In particular, the operational tempo for younger agents who came up during the COVID-19 pandemic was slower than most election years, and thus those agents did not get as much experience in the field as agents would normally get.

The panel is calling for new leadership at the Secret Service – saying the agency needs a change with people from outside the agency.

“Many of the issues that the Panel has identified throughout this report, particularly regarding the Panel’s “deeper concerns,” are ultimately attributable, directly or indirectly, to the Service’s culture,” the report said. “A refreshment of leadership, with new perspectives, will contribute to the Service’s resolution of those issues.”

Among the other recommendations the panel made are a restructuring of the agency’s protective office, new training initiatives, new communication technologies that are more reliable and an evaluation “of the Secret Service’s method for how it resources protectees to ensure that it is risk-based, and not overly formulaic or reliant on a protectee’s title for making resource determinations.”

“The Panel also recognizes the bravery and selflessness exhibited by Secret Service agents and officers who put themselves in harm’s way to protect their protectees, including in Butler after Crooks fired at former President Trump and others. However, bravery and selflessness alone, no matter how honorable, are insufficient to discharge the Secret Service’s no-fail protective mission.”

Specific to July 13, the panel’s findings are in line with the Secret Service’s mission assurance review that came out last month.

Some of the findings are an absence of law enforcement to secure the AGR building where Thomas Matthew Crooks eventually fired from, the failure to mitigate the line of site from that building, having two communications rooms, the failure of anyone to encounter Crooks despite spotting him 90 minutes before Trump took the stage, the failure to inform the former president’s detail and the drone detection system not working.

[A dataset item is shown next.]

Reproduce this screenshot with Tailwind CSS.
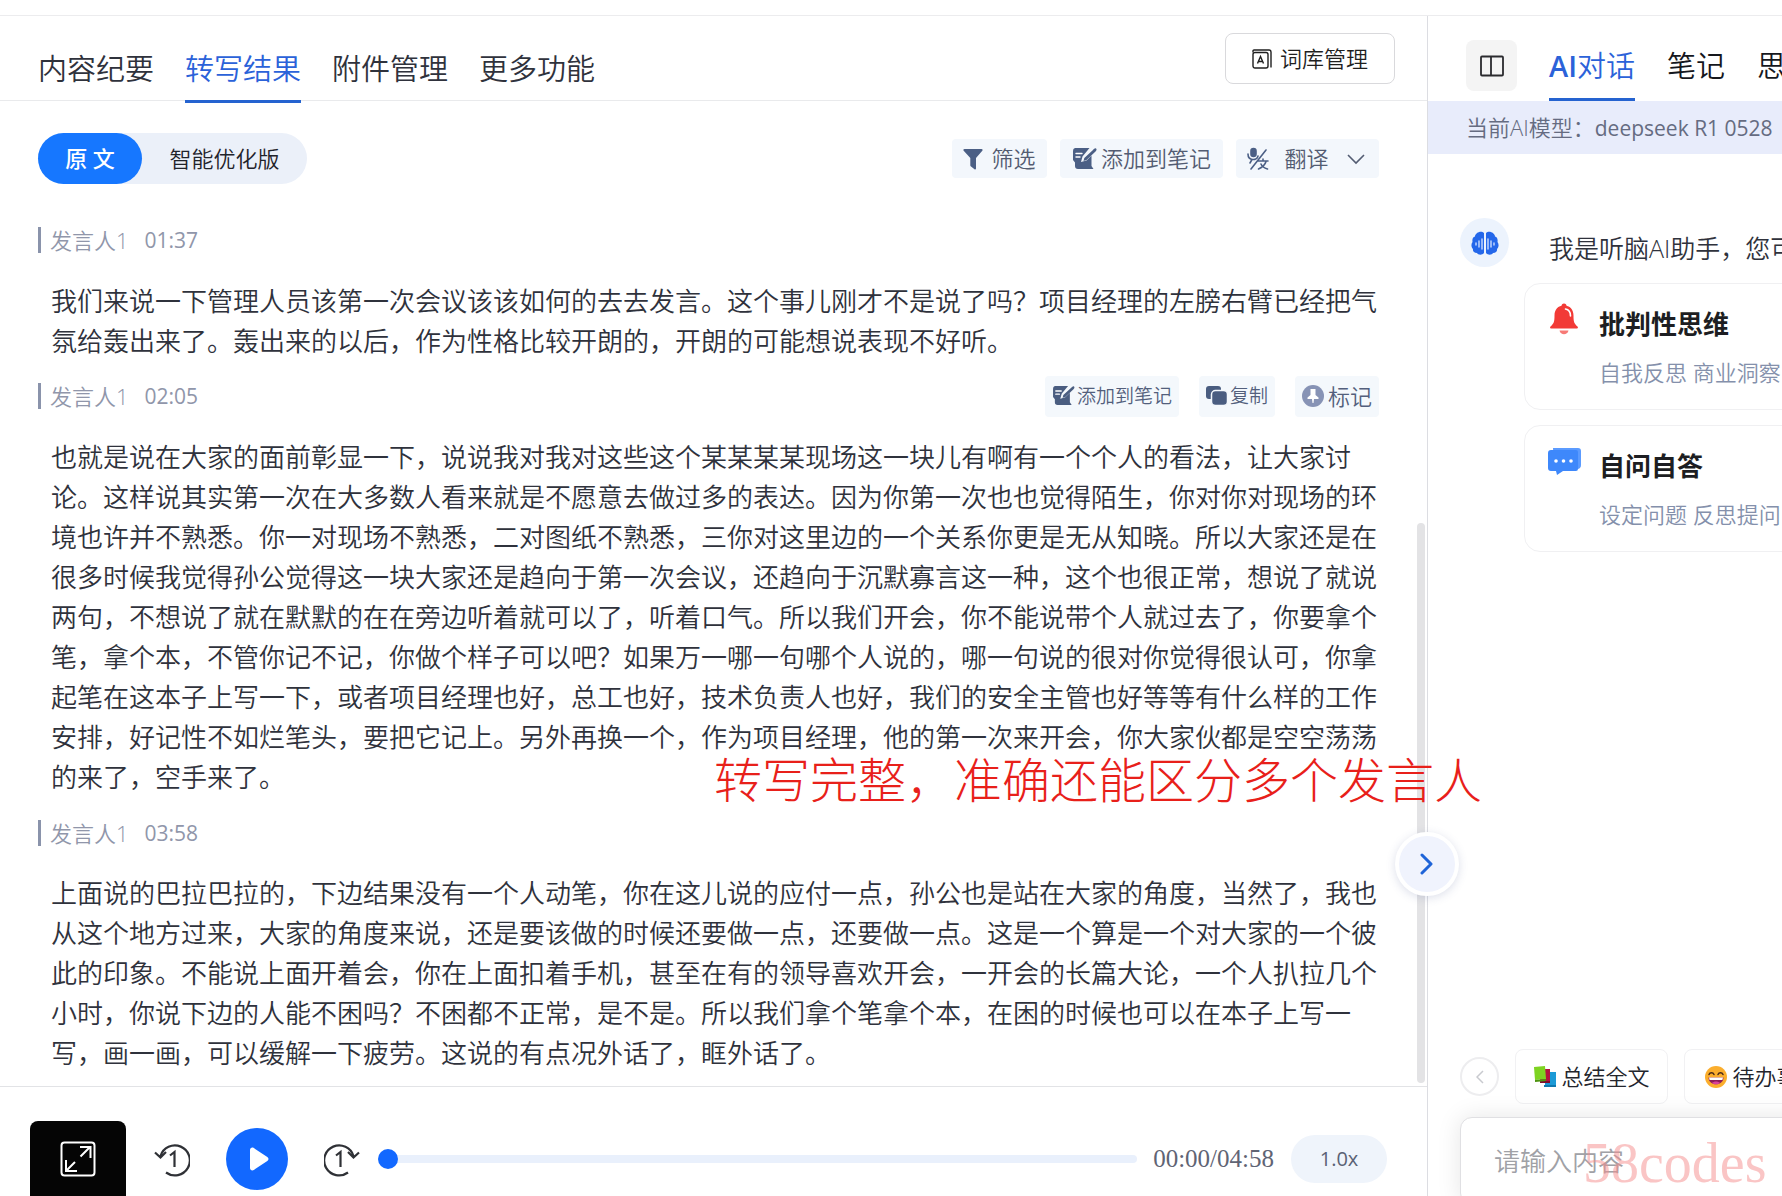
<!DOCTYPE html>
<html lang="zh-CN">
<head>
    <meta charset="UTF-8">
    <meta name="viewport" content="width=device-width, initial-scale=1.0">
    <title>转写结果</title>
    <script src="https://cdn.jsdelivr.net/npm/@tailwindcss/browser@4"></script>
    <style>
        body, button, input, select {
            font-family: 'Open Sans', 'Noto Sans CJK SC', sans-serif;
        }
    </style>
</head>
<body class="bg-white h-screen overflow-hidden flex flex-col font-[350] text-[#2f323c]">

    <!-- Shared icons -->
    <svg class="hidden">
        <symbol id="icon-note" viewBox="0 0 25 22">
            <path fill="currentColor" d="M3 0h14.500l-7 8.500-1.500 5.500 5.500-1.500 5-5V18l2 3H6a3 3 0 0 1-3-3v-3.500L1 12V3a3 3 0 0 1 2-3z"/>
            <path stroke="#fff" stroke-width="1.400" stroke-linecap="round" d="M4 5.500h6M4 9h4"/>
            <path fill="currentColor" d="M24 .500c1 .6.500 2-.5 3L14.500 12l-3 1 .8-3L21 2c1-1 2-2 3-1.500z"/>
        </symbol>
    </svg>

    <div class="h-4 shrink-0 border-b border-[#ececee]"></div>

    <div class="flex flex-1 min-h-0">

        <!-- Transcript column -->
        <main class="relative flex-1 min-w-0 flex flex-col border-r border-[#dcdde2]">
            <header class="h-[85px] shrink-0 border-b border-[#e9eaec] flex justify-between pl-[38px] pr-8">
                <nav class="flex gap-[31px] text-[29px] leading-[40px] pt-[33px]">
                    <a href="#" class="h-[54px]">内容纪要</a>
                    <a href="#" class="h-[54px] border-b-3 border-[#2563d0] text-[#2b62d9]">转写结果</a>
                    <a href="#" class="h-[54px]">附件管理</a>
                    <a href="#" class="h-[54px]">更多功能</a>
                </nav>
                <button class="mt-[17px] h-[51px] w-[170px] flex items-center justify-center gap-2 rounded-lg border border-[#d9d9dc] text-[22px] text-[#1f1f1f]">
                    <svg class="w-5 h-5" viewBox="0 0 20 20" fill="none" stroke="currentColor" stroke-width="1.400">
                        <path d="M1 3.500V2a1 1 0 0 1 1-1h15a2 2 0 0 1 2 2v15.500"/>
                        <rect x="1" y="3.500" width="15" height="15.500" rx="2"/>
                        <path d="M5.500 14.500 8.500 7.500l3 7M6.500 12.500h4"/>
                    </svg>
                    词库管理
                </button>
            </header>

            <!-- Version switch and tools -->
            <div class="h-[104px] shrink-0 flex justify-between items-start pt-8 pl-[38px] pr-12">
                <div class="h-[51px] flex rounded-full bg-[#ebf0f9] text-[22px]">
                    <button class="w-[104px] rounded-full bg-[#1677ff] text-white font-medium">原 文</button>
                    <button class="w-[165px] text-[#1f232b]">智能优化版</button>
                </div>
                <div class="flex gap-[13px] pt-[6px] text-[22px] text-[#535c72]">
                    <button class="h-[39px] w-[95px] flex items-center justify-center gap-2 rounded bg-[#f3f7fc]">
                        <svg class="w-5 h-[22px] text-[#4b5f85]" viewBox="0 0 20 22" fill="currentColor"><path d="M1.500 1h17c1 0 1.500 1 .8 1.800L13 10v10.500c0 .8-.8 1.200-1.500.7L8 18.500c-.5-.3-.7-.7-.7-1.200V10L.7 2.800C0 2 .5 1 1.500 1z"/></svg>
                        筛选
                    </button>
                    <button class="h-[39px] w-[163px] flex items-center justify-center gap-1 rounded bg-[#f3f7fc]">
                        <svg class="w-[25px] h-[22px] text-[#4b5f85]"><use href="#icon-note"/></svg>
                        添加到笔记
                    </button>
                    <label class="h-[39px] w-[143px] flex items-center justify-between px-[10px] rounded bg-[#f3f7fc]">
                        <svg class="w-6 h-6 text-[#4b5f85]" viewBox="0 0 24 24" fill="none" stroke="currentColor" stroke-width="1.600" stroke-linecap="round">
                            <rect x="5" y="1.500" width="5" height="8" rx="2.500" fill="currentColor"/>
                            <path d="M2 7c0 7 9 7 10 2M6 12.500 4 16M20 3 5 22M12.500 14H22M17 12v2M20 14.500c-1 3.500-4 6-7.500 7.500M15 17c1 2.500 3 4 6.500 5"/>
                        </svg>
                        <select aria-label="翻译" class="appearance-none bg-transparent w-[48px]"><option>翻译</option></select>
                        <svg class="w-[18px] h-3 mr-1" viewBox="0 0 18 12" fill="none" stroke="currentColor" stroke-width="1.600"><path d="m1 2 8 8 8-8"/></svg>
                    </label>
                </div>
            </div>

            <!-- Transcript -->
            <div class="flex-1 min-h-0 overflow-hidden pl-[38px] pr-12 text-[26px] leading-[40px]">
                <section>
                    <div class="h-[76px] pb-[6px] flex items-center text-[22px] text-[#9096aa]">
                        <span class="w-[3px] h-[26px] bg-[#8a93ab] mr-[9px]"></span>
                        <span class="mr-4">发言人1</span><time class="text-[21px] font-normal">01:37</time>
                    </div>
                    <p class="pl-[13px]">我们来说一下管理人员该第一次会议该该如何的去去发言。这个事儿刚才不是说了吗？项目经理的左膀右臂已经把气氛给轰出来了。轰出来的以后，作为性格比较开朗的，开朗的可能想说表现不好听。</p>
                </section>
                <section>
                    <div class="h-[76px] pb-[6px] flex items-center text-[22px] text-[#9096aa]">
                        <span class="w-[3px] h-[26px] bg-[#8a93ab] mr-[9px]"></span>
                        <span class="mr-4">发言人1</span><time class="text-[21px] font-normal">02:05</time>
                        <div class="ml-auto flex gap-5 text-[#535f7c]">
                            <button class="h-[41px] w-[134px] flex items-center justify-center gap-[2px] rounded bg-[#f4f8fc] text-[19px]">
                                <svg class="w-[23px] h-5 text-[#4a5d80]"><use href="#icon-note"/></svg>
                                添加到笔记
                            </button>
                            <button class="h-[41px] w-[76px] flex items-center justify-center gap-[2px] rounded bg-[#f4f8fc] text-[19px]">
                                <svg class="w-[22px] h-5 text-[#4a5d80]" viewBox="0 0 22 20" fill="currentColor">
                                    <rect x="0" y="0" width="15" height="13" rx="3"/>
                                    <rect x="5.500" y="4.500" width="16" height="15" rx="4" stroke="#f4f8fc" stroke-width="1.500"/>
                                </svg>
                                复制
                            </button>
                            <button class="h-[41px] w-[84px] flex items-center justify-center gap-1 rounded bg-[#f4f8fc] text-[22px]">
                                <svg class="w-[22px] h-[22px]" viewBox="0 0 22 22">
                                    <circle cx="11" cy="11" r="11" fill="#8793b5"/>
                                    <path fill="#fff" d="M8.500 4h5v6l3 2.500v1.500h-4.500l-.5 4h-1l-.5-4H5.500v-1.500l3-2.500z"/>
                                </svg>
                                标记
                            </button>
                        </div>
                    </div>
                    <p class="pl-[13px]">也就是说在大家的面前彰显一下，说说我对我对这些这个某某某某现场这一块儿有啊有一个个人的看法，让大家讨论。这样说其实第一次在大多数人看来就是不愿意去做过多的表达。因为你第一次也也觉得陌生，你对你对现场的环境也许并不熟悉。你一对现场不熟悉，二对图纸不熟悉，三你对这里边的一个关系你更是无从知晓。所以大家还是在很多时候我觉得孙公觉得这一块大家还是趋向于第一次会议，还趋向于沉默寡言这一种，这个也很正常，想说了就说两句，不想说了就在默默的在在旁边听着就可以了，听着口气。所以我们开会，你不能说带个人就过去了，你要拿个笔，拿个本，不管你记不记，你做个样子可以吧？如果万一哪一句哪个人说的，哪一句说的很对你觉得很认可，你拿起笔在这本子上写一下，或者项目经理也好，总工也好，技术负责人也好，我们的安全主管也好等等有什么样的工作安排，好记性不如烂笔头，要把它记上。另外再换一个，作为项目经理，他的第一次来开会，你大家伙都是空空荡荡的来了，空手来了。</p>
                </section>
                <section>
                    <div class="h-[76px] pb-1 flex items-center text-[22px] text-[#9096aa]">
                        <span class="w-[3px] h-[26px] bg-[#8a93ab] mr-[9px]"></span>
                        <span class="mr-4">发言人1</span><time class="text-[21px] font-normal">03:58</time>
                    </div>
                    <p class="pl-[13px]">上面说的巴拉巴拉的，下边结果没有一个人动笔，你在这儿说的应付一点，孙公也是站在大家的角度，当然了，我也从这个地方过来，大家的角度来说，还是要该做的时候还要做一点，还要做一点。这是一个算是一个对大家的一个彼此的印象。不能说上面开着会，你在上面扣着手机，甚至在有的领导喜欢开会，一开会的长篇大论，一个人扒拉几个小时，你说下边的人能不困吗？不困都不正常，是不是。所以我们拿个笔拿个本，在困的时候也可以在本子上写一写，画一画，可以缓解一下疲劳。这说的有点况外话了，眶外话了。</p>
                </section>
            </div>

            <!-- Player -->
            <footer class="h-[110px] shrink-0 overflow-hidden border-t border-[#e2e3e6] pt-[34px] pl-[30px] pr-10">
                <div class="h-[76px] flex items-center">
                    <button aria-label="放大" class="w-24 h-[76px] rounded-t-lg bg-[#050505] text-white flex items-center justify-center">
                        <svg class="w-9 h-9" viewBox="0 0 36 36" fill="none" stroke="currentColor" stroke-width="2">
                            <rect x="1.500" y="1.500" width="33" height="33" rx="3"/>
                            <path d="M20.500 15.500 30 6M20 6h10.500v11M15 21 6 30M6 19v11h11"/>
                        </svg>
                    </button>
                    <button aria-label="后退" class="ml-7 text-[#2f3136]">
                        <svg class="w-9 h-9" viewBox="0 0 36 36" fill="none" stroke="currentColor" stroke-width="2.200">
                            <path d="M12 31.500A15 15 0 1 0 6.500 15M1 11.500l5.500 5 5.500-5.500"/>
                            <path d="M16 14.500l4.500-3.500V26"/>
                        </svg>
                    </button>
                    <button aria-label="播放" class="ml-9 w-[62px] h-[62px] rounded-full bg-[#1268ff] text-white flex items-center justify-center">
                        <svg class="w-[22px] h-6 ml-1" viewBox="0 0 22 24" fill="currentColor"><path d="M2 3c0-2 2-3 3.800-2l13.500 9c1.600 1 1.600 3 0 4l-13.500 9C4 24 2 23 2 21z"/></svg>
                    </button>
                    <button aria-label="前进" class="ml-9 text-[#2f3136]">
                        <svg class="w-9 h-9" viewBox="0 0 36 36" fill="none" stroke="currentColor" stroke-width="2.200">
                            <path d="M24 31.500A15 15 0 1 1 29.500 15M35 11.500l-5.500 5-5.500-5.500"/>
                            <path d="M12 14.500l4.500-3.500V26"/>
                        </svg>
                    </button>
                    <input type="range" aria-label="播放进度" min="0" max="298" value="0" class="ml-[18px] min-w-0 flex-1 h-5 appearance-none bg-transparent [&::-webkit-slider-runnable-track]:h-2 [&::-webkit-slider-runnable-track]:rounded-full [&::-webkit-slider-runnable-track]:bg-[#e9f0fc] [&::-webkit-slider-thumb]:appearance-none [&::-webkit-slider-thumb]:w-5 [&::-webkit-slider-thumb]:h-5 [&::-webkit-slider-thumb]:-mt-[6px] [&::-webkit-slider-thumb]:rounded-full [&::-webkit-slider-thumb]:bg-[#1268ff]">
                    <time class="ml-4 font-['Liberation_Serif',serif] text-[25px] text-[#5f6474]">00:00/04:58</time>
                    <select aria-label="倍速" class="ml-[17px] w-24 h-12 rounded-full appearance-none bg-[#eff4fb] text-center font-['Roboto',sans-serif] font-normal text-[20px] text-[#5a6275]"><option>1.0x</option></select>
                </div>
            </footer>

            <!-- Scrollbar -->
            <div class="absolute right-[2px] top-[507px] bottom-[113px] w-2 rounded-full bg-[#e3e3e5]"></div>
            <button aria-label="收起" class="absolute -right-8 top-[816px] z-10 w-16 h-16 rounded-full border-4 border-white bg-[#f0f3fd] shadow-[0_2px_10px_rgba(60,80,140,0.18)] text-[#1f64d8] flex items-center justify-center">
                <svg class="w-[14px] h-6" viewBox="0 0 14 24" fill="none" stroke="currentColor" stroke-width="3" stroke-linecap="round" stroke-linejoin="round"><path d="m2 3 9 9-9 9"/></svg>
            </button>
            <p class="absolute left-[714px] top-[740px] z-20 whitespace-nowrap text-[48px] leading-[48px] font-light text-[#e8201a]">转写完整，准确还能区分多个发言人</p>
        </main>

        <!-- AI panel -->
        <aside class="w-[354px] shrink-0 overflow-hidden flex flex-col whitespace-nowrap">
            <header class="h-[85px] shrink-0 flex items-start pl-[38px]">
                <button aria-label="切换布局" class="mt-6 w-[51px] h-[51px] shrink-0 rounded-lg bg-[#f4f4f4] flex items-center justify-center">
                    <svg class="w-6 h-[22px]" viewBox="0 0 24 22" fill="none" stroke="#2a2a2e" stroke-width="1.800"><rect x="1" y="1.500" width="22" height="19" rx="1"/><path d="M11 1.500v19"/></svg>
                </button>
                <nav class="ml-8 flex gap-8 text-[29px] leading-[40px] text-[#15171d] pt-[30px]">
                    <a href="#" class="h-[55px] border-b-3 border-[#2563d0] text-[#2b62d9]"><span class="font-semibold">AI</span>对话</a>
                    <a href="#" class="h-[55px]">笔记</a>
                    <a href="#" class="h-[55px]">思维导图</a>
                </nav>
            </header>
            <div class="h-[53px] shrink-0 bg-[#e8ecfb] pl-[38px] text-[22px] leading-[53px] text-[#656b81]">当前AI模型：<span class="text-[21px] font-normal">deepseek R1 0528</span></div>

            <div class="flex-1 pt-16">
                <div class="flex pl-8 gap-10">
                    <div class="w-[49px] h-[49px] shrink-0 rounded-full bg-[#ecf3fd] flex items-center justify-center">
                        <svg class="w-7 h-6" viewBox="0 0 28 24">
                            <path fill="#2467ea" d="M13 2v20c-2 2.500-6 2-7 0-3 0-4.500-2-4-4-2-2-2-5-.500-7C1 8 2 6 4 5.500 4 2 10-1 13 2zM15 2v20c2 2.500 6 2 7 0 3 0 4.500-2 4-4 2-2 2-5 .5-7 .5-3-.5-5-2.500-5.500C24 2 18-1 15 2z"/>
                            <path stroke="#d9e6ff" stroke-width="1.300" stroke-linecap="round" d="M5 12v2M8 10v6M11 8v10M17 8v10M20 10v6M23 12v2"/>
                        </svg>
                    </div>
                    <p class="text-[25px] leading-[60px]">我是听脑AI助手，您可以</p>
                </div>
                <div class="mt-[5px] ml-24 flex flex-col gap-[15px]">
                    <a href="#" class="h-[127px] w-[480px] flex gap-5 rounded-2xl border border-[#f0f0f2] pl-6 pt-[19px]">
                        <svg class="w-[30px] h-8" viewBox="0 0 30 32">
                            <circle cx="15" cy="3" r="2.500" fill="#f23a36"/>
                            <path fill="#f23a36" d="M15 2.500c6 0 9.500 4 9.500 10 0 6 .5 8 4 11 .8.8.500 2-.5 2H2c-1 0-1.300-1.200-.5-2 3.500-3 4-5 4-11 0-6 3.500-10 9.500-10z"/>
                            <path fill="#f77a76" d="M10.500 27.500h9c-1 5-8 5-9 0z"/>
                            <path d="M16.500 6c3 .5 5 3 5 7" fill="none" stroke="#fff" stroke-width="1.600" stroke-linecap="round"/>
                        </svg>
                        <div>
                            <h3 class="text-[26px] leading-[42px] font-bold text-[#1d1e22]">批判性思维</h3>
                            <p class="mt-[11px] text-[22px] leading-[32px] text-[#8490ab]">自我反思 商业洞察</p>
                        </div>
                    </a>
                    <a href="#" class="h-[127px] w-[480px] flex gap-[17px] rounded-2xl border border-[#f0f0f2] pl-[23px] pt-[19px]">
                        <svg class="w-[34px] h-8" viewBox="0 0 34 32">
                            <path fill="#5b9bff" d="M5 3h25a3 3 0 0 1 3 3v14a4 4 0 0 1-3 4H6z"/>
                            <path fill="#3e88fb" d="M3 5h25a2 2 0 0 1 2 2v17a2 2 0 0 1-2 2H15l-6 4-1-4H3a3 3 0 0 1-3-3V8a3 3 0 0 1 3-3z"/>
                            <g fill="#fff"><circle cx="8" cy="16" r="1.800"/><circle cx="15.500" cy="16" r="1.800"/><circle cx="23" cy="16" r="1.800"/></g>
                        </svg>
                        <div>
                            <h3 class="text-[26px] leading-[42px] font-bold text-[#1d1e22]">自问自答</h3>
                            <p class="mt-[11px] text-[22px] leading-[32px] text-[#8490ab]">设定问题 反思提问</p>
                        </div>
                    </a>
                </div>
            </div>

            <!-- Quick prompts -->
            <div class="h-[55px] shrink-0 mb-[13px] flex items-center gap-4 pl-8 text-[22px] text-[#23252c]">
                <button aria-label="上一个" class="w-[39px] h-[39px] shrink-0 rounded-full border-2 border-[#ededef] flex items-center justify-center">
                    <svg class="w-2 h-4" viewBox="0 0 8 16" fill="none" stroke="#c9cacf" stroke-width="1.500"><path d="M7 2 1 8l6 6"/></svg>
                </button>
                <button class="h-[55px] w-[153px] shrink-0 flex items-center justify-center gap-1 rounded-lg border border-[#f1f1f3]">
                    <svg class="w-6 h-6" viewBox="0 0 24 24">
                        <path fill="#1c9ad6" d="M12 7h11v15H12z"/><path fill="#0f78ae" d="M11 20h12v2H11z"/>
                        <path fill="#b5123f" d="M7 4h10v14H7z"/><path fill="#7d0d2c" d="M7 16h10v2H7z"/>
                        <path fill="#7ed321" d="m1 2 11-1 1 13-11 1z"/><path fill="#4e9410" d="m2 15 11-1v2L2 17z"/>
                    </svg>
                    总结全文
                </button>
                <button class="h-[55px] w-[157px] shrink-0 flex items-center justify-center gap-1 rounded-lg border border-[#f1f1f3]">
                    <svg class="w-6 h-6" viewBox="0 0 24 24">
                        <circle cx="12" cy="12" r="11" fill="#fbae2d"/>
                        <path d="M5 9.500c1-2.500 4-2.500 5 0M14 9.500c1-2.500 4-2.500 5 0" fill="none" stroke="#4a2b1a" stroke-width="1.500" stroke-linecap="round"/>
                        <path fill="#8d1b58" d="M4.500 12.500h15c0 9-15 9-15 0z"/><path fill="#fff" d="M5 12.500h14l-.6 2.500H5.600z"/><path fill="#d8429a" d="M8 18c2-2 6-2 8 0-2 1.800-6 1.800-8 0z"/>
                    </svg>
                    待办事项
                </button>
            </div>
            <div class="relative h-[79px] shrink-0 ml-8">
                <input type="text" aria-label="请输入内容" placeholder="请输入内容" class="w-[480px] h-[88px] rounded-xl border border-[#e0e0e3] bg-white pl-[33px] text-[26px] placeholder:text-[#a0a1a6] shadow-[0_0_24px_rgba(0,0,0,0.1)]">
                <span class="absolute left-[123px] top-[18px] font-['Liberation_Serif',serif] text-[56px] leading-[56px] text-[#f58c8c]/50">58codes</span>
            </div>
        </aside>
    </div>

</body>
</html>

The panel recommends the Service has integrated communications, a mandatory situation report when a protectee arrives, better counter-drone technologies and an advanced line of site mitigations.

A footnote in the report says the second assassination attempt against Trump didn’t impact the panel’s work but might’ve reinforced the report.

The panel recommends the Service implement the Butler reforms no later than March 31, 2025, and the broader reforms by the end of 2025.